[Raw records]
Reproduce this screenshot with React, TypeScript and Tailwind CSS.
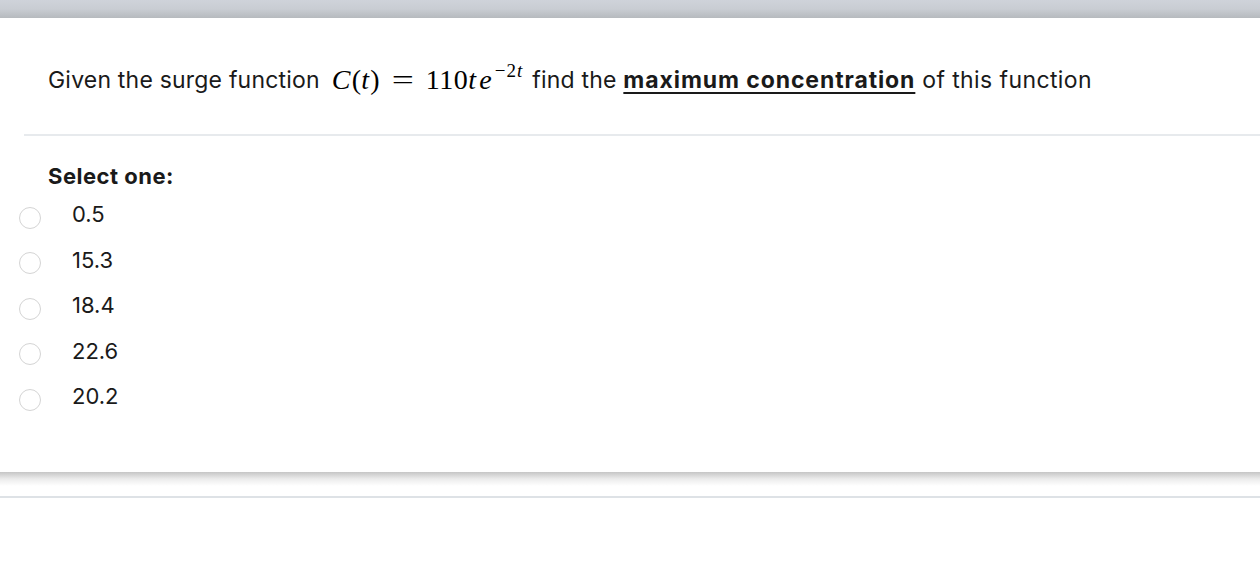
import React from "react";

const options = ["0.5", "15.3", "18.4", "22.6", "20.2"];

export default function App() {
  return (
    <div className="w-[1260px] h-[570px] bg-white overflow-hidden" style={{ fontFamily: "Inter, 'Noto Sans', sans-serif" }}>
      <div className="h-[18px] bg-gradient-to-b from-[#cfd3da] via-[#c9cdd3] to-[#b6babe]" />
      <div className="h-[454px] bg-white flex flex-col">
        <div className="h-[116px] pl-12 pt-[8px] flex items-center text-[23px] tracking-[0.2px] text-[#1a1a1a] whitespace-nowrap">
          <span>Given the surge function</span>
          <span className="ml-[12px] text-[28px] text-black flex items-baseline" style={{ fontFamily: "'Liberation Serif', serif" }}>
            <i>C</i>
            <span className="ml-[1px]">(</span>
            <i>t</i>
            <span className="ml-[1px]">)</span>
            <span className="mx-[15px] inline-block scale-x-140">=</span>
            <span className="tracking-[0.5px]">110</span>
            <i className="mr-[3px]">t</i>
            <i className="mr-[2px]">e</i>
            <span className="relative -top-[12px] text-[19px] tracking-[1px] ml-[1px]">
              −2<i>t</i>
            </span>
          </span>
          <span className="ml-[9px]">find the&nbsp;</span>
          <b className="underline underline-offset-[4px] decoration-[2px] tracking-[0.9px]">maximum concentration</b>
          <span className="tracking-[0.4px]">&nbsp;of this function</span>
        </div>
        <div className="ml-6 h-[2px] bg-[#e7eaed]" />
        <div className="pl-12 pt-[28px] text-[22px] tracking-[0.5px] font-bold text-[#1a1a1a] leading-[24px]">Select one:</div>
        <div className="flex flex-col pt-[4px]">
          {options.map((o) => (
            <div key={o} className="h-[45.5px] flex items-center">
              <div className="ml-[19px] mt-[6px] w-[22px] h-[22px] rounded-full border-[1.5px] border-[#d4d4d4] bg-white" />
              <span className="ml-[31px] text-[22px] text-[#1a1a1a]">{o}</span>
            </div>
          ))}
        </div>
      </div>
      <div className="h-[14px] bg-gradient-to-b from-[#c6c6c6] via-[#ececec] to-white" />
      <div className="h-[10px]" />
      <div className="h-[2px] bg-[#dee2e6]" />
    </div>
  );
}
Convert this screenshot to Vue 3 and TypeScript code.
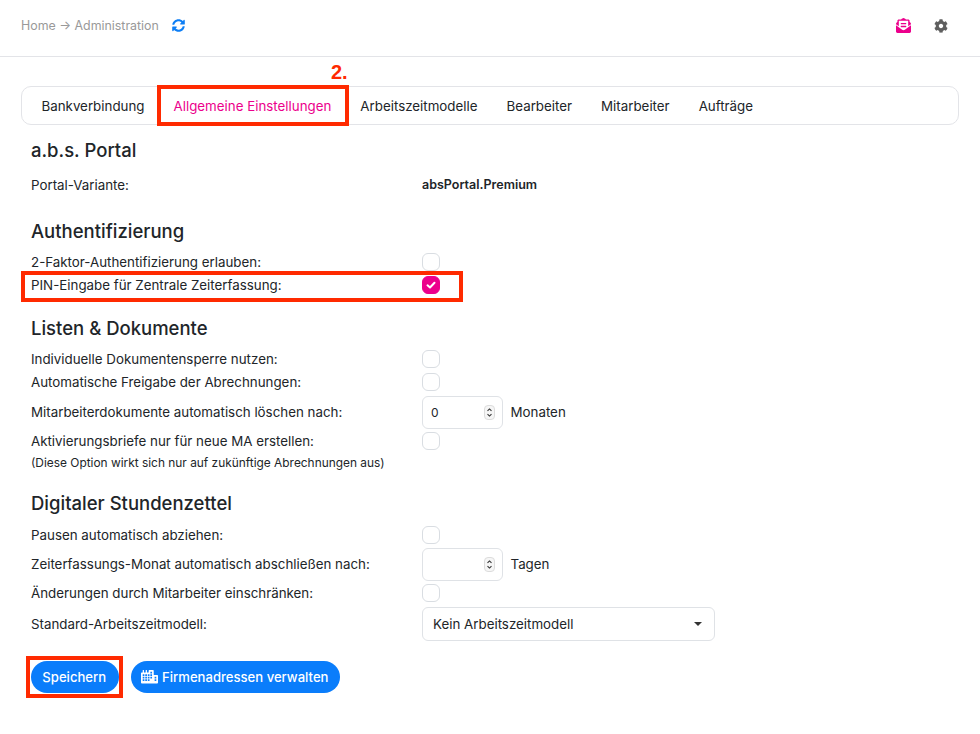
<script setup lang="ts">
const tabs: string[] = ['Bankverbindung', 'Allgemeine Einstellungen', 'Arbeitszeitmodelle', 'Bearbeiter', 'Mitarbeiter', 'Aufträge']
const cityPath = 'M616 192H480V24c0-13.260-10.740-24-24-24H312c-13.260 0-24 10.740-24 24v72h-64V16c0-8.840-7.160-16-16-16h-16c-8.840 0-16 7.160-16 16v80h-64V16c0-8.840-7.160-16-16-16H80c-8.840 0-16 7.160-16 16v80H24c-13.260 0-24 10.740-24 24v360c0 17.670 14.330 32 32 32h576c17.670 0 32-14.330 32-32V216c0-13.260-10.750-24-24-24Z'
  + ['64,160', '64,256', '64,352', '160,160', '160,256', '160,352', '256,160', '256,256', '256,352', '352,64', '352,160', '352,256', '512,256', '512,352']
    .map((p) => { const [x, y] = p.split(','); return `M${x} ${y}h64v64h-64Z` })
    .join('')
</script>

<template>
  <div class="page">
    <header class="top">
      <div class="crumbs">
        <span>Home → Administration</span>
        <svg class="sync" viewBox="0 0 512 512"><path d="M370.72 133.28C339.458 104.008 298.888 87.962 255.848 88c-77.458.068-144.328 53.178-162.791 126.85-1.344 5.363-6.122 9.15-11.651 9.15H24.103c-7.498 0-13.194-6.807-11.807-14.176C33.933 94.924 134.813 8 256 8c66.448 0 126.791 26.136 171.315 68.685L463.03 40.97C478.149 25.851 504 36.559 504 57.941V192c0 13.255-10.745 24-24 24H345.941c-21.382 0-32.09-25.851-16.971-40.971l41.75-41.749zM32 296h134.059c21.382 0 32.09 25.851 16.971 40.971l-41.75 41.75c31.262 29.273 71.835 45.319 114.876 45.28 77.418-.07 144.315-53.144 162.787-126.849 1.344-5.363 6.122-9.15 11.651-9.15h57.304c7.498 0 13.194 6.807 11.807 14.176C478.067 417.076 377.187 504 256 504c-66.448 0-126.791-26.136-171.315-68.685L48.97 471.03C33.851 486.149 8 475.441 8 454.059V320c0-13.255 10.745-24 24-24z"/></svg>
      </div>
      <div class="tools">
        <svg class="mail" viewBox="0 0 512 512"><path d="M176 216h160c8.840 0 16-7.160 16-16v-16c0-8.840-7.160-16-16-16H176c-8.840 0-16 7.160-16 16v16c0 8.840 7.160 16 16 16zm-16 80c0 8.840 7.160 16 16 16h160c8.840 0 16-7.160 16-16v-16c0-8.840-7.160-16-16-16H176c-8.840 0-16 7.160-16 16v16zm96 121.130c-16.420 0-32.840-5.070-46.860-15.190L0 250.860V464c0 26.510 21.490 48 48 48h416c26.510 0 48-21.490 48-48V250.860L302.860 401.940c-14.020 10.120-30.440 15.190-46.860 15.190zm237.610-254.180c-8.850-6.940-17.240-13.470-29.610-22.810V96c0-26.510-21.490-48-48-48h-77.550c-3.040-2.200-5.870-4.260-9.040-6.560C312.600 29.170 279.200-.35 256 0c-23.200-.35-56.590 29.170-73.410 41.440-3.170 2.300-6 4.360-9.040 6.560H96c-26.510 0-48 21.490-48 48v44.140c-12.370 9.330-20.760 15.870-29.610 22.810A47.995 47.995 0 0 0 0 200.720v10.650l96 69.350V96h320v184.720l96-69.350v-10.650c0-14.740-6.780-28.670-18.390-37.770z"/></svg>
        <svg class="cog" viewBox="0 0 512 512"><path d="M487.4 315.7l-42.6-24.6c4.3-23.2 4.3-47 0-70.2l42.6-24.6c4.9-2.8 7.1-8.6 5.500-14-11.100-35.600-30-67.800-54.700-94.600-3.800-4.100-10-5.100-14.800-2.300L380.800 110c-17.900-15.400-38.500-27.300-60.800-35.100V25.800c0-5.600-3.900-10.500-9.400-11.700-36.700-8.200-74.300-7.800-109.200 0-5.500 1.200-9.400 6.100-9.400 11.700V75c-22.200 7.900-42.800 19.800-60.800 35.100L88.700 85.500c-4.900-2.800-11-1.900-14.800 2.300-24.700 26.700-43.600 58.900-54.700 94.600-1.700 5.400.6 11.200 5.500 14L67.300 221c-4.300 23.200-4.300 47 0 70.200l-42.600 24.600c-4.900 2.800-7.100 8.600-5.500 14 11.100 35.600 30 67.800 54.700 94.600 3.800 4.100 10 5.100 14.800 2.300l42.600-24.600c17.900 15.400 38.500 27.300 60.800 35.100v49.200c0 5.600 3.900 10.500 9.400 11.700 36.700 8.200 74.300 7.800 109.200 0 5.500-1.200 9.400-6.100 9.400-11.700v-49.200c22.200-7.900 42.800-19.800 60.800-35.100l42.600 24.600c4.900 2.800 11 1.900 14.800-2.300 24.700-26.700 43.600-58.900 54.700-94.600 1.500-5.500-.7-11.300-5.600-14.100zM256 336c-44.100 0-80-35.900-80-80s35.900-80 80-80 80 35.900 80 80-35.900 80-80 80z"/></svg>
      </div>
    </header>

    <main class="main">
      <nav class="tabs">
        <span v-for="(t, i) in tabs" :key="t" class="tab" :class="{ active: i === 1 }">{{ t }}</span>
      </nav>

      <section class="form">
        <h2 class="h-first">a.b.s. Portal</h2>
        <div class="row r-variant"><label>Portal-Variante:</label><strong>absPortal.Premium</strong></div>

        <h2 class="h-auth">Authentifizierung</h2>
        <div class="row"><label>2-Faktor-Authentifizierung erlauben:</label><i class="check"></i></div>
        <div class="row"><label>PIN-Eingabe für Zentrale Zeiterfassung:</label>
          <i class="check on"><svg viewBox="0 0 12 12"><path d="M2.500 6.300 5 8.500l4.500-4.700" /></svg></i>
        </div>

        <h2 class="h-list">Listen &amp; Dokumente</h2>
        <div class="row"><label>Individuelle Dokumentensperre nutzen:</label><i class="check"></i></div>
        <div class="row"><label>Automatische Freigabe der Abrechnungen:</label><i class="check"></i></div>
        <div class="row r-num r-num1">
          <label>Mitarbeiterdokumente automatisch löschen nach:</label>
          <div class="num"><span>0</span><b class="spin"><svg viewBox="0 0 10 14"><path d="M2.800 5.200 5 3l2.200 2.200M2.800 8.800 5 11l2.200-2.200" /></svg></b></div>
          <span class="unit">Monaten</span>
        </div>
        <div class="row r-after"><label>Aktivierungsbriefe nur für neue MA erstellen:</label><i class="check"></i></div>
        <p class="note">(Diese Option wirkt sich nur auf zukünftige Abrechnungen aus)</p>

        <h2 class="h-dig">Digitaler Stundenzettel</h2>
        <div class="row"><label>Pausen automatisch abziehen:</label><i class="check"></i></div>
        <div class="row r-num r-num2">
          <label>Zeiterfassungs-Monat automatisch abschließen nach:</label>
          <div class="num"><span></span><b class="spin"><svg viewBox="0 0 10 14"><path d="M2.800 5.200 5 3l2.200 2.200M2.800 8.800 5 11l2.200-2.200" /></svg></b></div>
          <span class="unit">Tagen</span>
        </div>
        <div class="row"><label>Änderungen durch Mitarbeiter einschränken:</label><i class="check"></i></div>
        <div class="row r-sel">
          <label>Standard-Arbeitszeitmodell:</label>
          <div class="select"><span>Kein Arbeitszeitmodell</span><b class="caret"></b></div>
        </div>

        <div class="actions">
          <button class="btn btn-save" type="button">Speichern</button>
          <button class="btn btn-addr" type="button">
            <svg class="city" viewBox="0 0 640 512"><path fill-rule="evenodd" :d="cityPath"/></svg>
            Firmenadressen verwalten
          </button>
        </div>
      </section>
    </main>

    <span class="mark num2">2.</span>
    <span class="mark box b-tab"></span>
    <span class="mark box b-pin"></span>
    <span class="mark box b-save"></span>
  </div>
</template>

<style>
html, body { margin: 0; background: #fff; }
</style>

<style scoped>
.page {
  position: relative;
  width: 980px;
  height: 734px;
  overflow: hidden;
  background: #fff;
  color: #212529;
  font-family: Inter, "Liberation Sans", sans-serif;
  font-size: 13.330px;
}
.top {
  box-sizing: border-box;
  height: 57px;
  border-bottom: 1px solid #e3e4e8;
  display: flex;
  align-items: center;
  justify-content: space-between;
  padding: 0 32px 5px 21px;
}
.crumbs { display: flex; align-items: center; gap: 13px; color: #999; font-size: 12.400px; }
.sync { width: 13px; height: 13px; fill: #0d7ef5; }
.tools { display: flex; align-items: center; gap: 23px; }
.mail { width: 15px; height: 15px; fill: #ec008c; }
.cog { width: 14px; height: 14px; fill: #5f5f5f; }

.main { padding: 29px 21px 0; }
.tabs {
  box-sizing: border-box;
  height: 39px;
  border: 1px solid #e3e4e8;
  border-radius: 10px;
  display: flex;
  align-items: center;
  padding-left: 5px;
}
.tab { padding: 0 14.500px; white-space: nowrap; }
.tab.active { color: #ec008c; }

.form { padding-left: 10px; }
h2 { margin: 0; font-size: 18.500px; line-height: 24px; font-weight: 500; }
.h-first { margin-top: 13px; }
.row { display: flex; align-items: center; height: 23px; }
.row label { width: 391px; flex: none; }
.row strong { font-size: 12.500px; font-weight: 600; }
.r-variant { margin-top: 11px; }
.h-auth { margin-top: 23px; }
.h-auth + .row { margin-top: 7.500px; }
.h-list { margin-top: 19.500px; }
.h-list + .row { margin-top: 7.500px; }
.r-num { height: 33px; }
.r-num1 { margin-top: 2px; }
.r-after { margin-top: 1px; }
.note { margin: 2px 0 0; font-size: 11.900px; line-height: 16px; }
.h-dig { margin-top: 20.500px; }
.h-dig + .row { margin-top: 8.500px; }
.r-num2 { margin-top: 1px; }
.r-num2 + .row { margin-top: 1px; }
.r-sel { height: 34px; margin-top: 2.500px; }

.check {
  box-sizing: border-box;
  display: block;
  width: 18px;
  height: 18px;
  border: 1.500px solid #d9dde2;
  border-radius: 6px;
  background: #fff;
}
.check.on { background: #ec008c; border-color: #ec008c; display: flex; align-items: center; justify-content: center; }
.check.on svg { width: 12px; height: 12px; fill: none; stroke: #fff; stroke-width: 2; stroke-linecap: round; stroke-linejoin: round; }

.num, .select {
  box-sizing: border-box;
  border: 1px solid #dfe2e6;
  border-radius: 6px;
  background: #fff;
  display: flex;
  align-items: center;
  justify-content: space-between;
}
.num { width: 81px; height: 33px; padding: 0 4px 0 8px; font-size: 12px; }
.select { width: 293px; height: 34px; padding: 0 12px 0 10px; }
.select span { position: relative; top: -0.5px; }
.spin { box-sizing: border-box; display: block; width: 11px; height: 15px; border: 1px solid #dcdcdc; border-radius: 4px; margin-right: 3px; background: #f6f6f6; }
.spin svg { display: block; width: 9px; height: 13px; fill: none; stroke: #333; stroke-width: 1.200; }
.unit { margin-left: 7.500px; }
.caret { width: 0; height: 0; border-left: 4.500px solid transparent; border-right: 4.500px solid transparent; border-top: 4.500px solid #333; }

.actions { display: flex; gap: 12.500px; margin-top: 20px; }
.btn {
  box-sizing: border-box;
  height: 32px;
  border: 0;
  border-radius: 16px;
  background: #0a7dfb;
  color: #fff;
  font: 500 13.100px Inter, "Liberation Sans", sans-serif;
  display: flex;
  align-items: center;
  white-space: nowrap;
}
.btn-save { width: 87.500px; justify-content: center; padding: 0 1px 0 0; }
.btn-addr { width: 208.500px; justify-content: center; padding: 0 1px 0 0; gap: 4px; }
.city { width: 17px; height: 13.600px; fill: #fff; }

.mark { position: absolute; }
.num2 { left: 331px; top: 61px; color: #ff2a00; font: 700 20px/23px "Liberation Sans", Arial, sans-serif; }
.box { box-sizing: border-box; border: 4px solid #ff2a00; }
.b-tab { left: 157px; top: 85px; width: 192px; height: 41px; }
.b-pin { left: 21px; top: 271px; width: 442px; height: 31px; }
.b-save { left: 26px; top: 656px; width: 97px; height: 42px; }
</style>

- Set task
Gather from the data above every line with the string "React".

- Solution below
Reproduce this screenshot with React, TypeScript and Tailwind CSS.
import React from "react";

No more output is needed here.